◆ WHAT YOU SHOULD DO
Write out, exactly and only, the lines that run from the top of the records to the line with "import React from 'react'". Include both ends; exclude pictures.

◆ SOURCE DATA
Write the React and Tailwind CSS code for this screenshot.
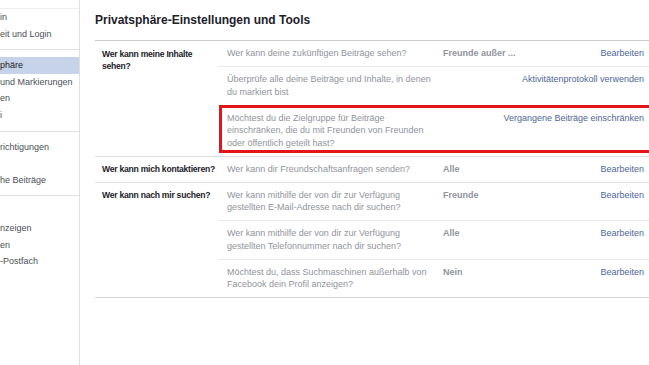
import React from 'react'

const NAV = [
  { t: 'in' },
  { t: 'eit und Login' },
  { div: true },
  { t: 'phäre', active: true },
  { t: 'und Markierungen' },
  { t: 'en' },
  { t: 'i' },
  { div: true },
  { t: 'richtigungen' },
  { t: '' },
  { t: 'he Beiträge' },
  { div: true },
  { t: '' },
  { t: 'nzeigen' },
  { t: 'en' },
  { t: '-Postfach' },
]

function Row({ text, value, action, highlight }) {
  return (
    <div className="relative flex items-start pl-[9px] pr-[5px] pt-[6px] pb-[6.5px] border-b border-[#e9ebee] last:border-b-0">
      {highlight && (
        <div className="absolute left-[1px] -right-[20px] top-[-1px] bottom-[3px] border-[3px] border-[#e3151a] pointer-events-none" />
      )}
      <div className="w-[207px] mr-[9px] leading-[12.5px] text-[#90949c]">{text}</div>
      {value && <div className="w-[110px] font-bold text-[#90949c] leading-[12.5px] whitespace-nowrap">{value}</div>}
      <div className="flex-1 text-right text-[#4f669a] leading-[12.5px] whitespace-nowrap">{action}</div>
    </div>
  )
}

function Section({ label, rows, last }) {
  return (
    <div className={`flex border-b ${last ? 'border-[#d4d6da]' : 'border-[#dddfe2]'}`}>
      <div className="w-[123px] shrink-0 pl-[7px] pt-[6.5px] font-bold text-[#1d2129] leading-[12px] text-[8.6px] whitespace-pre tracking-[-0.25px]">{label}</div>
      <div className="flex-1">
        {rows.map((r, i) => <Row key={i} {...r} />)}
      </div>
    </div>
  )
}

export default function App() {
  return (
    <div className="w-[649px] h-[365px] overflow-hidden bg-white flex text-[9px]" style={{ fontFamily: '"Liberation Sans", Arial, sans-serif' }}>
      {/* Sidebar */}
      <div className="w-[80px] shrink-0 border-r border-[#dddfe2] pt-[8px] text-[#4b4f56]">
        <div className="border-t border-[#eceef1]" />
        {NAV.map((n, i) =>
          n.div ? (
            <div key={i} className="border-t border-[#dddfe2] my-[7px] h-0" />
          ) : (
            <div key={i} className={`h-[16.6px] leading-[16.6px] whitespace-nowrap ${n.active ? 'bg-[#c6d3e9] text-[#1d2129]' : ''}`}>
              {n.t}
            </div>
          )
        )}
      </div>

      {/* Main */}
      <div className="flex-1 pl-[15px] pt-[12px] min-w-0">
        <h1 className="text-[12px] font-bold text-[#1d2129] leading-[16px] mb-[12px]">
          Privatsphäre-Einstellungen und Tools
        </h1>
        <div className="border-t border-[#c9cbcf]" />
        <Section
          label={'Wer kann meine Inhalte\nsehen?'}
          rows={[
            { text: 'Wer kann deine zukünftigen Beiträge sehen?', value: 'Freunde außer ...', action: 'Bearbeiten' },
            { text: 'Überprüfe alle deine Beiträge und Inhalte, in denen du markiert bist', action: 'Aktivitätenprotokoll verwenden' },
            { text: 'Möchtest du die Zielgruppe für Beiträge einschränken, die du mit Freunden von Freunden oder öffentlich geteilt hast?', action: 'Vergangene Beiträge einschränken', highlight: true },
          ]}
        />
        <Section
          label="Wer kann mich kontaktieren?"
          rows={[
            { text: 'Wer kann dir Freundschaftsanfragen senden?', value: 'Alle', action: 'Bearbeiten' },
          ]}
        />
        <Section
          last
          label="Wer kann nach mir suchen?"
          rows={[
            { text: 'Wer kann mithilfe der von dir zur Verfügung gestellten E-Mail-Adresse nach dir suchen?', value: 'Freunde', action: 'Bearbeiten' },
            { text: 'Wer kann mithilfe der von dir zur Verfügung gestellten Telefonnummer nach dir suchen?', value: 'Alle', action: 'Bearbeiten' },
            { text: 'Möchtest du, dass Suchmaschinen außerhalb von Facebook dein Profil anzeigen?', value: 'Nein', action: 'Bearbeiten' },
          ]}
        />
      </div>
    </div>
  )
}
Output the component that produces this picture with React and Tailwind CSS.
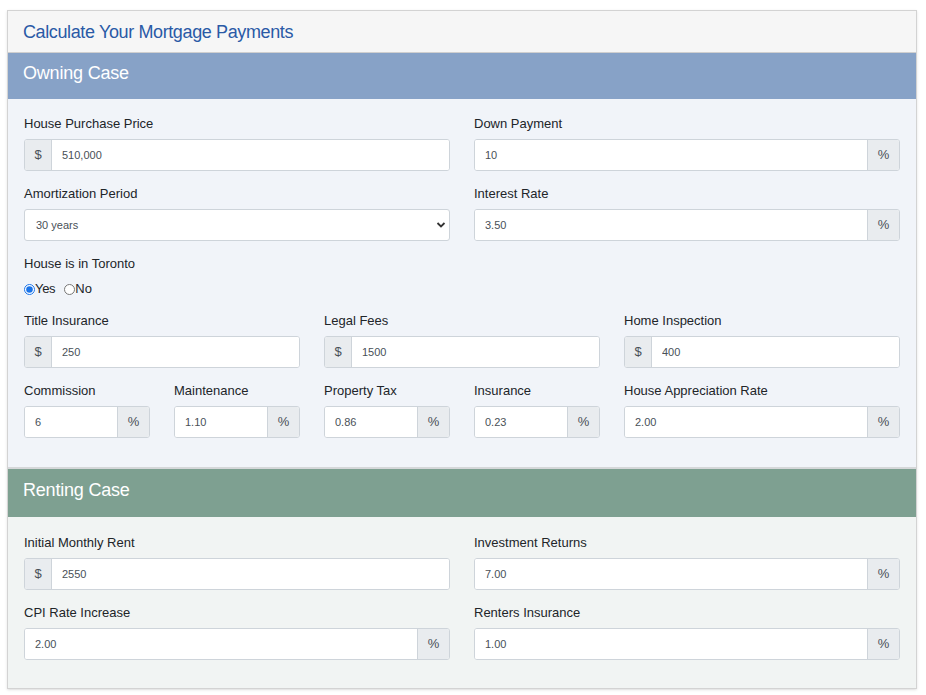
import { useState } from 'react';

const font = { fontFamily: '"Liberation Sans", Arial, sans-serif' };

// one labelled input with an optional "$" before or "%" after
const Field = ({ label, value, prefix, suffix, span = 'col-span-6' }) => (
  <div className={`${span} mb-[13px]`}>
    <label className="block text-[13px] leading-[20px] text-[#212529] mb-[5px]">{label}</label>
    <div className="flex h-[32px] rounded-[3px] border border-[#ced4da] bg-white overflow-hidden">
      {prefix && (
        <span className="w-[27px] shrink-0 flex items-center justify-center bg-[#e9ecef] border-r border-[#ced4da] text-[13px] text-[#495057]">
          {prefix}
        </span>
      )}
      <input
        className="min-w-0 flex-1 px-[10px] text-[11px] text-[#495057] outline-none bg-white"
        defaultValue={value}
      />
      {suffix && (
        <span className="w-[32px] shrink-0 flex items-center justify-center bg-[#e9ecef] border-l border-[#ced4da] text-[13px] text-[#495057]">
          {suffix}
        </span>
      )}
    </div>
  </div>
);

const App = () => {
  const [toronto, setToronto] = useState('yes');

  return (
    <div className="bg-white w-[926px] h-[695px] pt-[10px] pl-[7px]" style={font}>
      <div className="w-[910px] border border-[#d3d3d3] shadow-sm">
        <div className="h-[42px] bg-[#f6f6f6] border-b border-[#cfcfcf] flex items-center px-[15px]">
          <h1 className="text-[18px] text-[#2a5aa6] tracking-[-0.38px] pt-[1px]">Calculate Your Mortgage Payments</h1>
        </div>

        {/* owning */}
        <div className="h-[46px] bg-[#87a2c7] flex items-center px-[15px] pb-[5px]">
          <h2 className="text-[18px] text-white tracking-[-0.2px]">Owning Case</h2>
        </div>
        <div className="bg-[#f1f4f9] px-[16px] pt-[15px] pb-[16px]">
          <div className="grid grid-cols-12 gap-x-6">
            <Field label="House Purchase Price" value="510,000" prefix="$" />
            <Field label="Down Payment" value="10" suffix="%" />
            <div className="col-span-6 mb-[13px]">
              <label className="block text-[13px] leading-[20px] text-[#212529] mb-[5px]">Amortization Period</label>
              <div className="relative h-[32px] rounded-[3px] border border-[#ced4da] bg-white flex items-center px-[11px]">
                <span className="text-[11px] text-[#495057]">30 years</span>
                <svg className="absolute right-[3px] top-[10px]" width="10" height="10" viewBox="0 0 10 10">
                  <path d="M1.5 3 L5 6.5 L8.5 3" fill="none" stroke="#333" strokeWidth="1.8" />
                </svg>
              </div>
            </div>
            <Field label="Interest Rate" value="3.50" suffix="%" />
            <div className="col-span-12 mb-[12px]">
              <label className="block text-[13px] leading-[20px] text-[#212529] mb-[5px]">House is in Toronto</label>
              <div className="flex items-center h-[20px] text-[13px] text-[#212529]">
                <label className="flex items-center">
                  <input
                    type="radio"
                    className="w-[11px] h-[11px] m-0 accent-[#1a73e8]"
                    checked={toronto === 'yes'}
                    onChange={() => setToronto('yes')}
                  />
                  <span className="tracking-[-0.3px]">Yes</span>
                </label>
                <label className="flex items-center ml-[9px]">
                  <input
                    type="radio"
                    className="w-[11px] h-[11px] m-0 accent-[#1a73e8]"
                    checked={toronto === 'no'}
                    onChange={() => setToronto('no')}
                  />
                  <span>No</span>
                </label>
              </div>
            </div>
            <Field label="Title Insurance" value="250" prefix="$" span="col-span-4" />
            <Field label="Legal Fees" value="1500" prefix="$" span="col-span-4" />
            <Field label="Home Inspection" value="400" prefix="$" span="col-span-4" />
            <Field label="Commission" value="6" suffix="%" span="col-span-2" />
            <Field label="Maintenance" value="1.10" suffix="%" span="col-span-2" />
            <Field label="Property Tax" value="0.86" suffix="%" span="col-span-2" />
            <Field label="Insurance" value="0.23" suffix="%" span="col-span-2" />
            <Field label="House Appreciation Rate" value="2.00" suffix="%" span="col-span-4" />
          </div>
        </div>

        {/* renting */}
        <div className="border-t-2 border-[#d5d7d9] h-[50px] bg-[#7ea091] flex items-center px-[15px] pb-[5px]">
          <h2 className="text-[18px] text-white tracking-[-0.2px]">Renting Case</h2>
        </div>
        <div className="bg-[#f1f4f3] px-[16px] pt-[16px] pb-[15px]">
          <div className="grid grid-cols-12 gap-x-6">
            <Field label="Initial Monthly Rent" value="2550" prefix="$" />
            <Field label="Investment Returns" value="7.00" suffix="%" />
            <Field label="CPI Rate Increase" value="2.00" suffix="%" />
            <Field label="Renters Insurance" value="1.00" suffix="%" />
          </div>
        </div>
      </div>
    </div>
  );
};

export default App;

◆ RIGHT ANSWER
Write the React and Tailwind CSS code for this screenshot.
import React from 'react'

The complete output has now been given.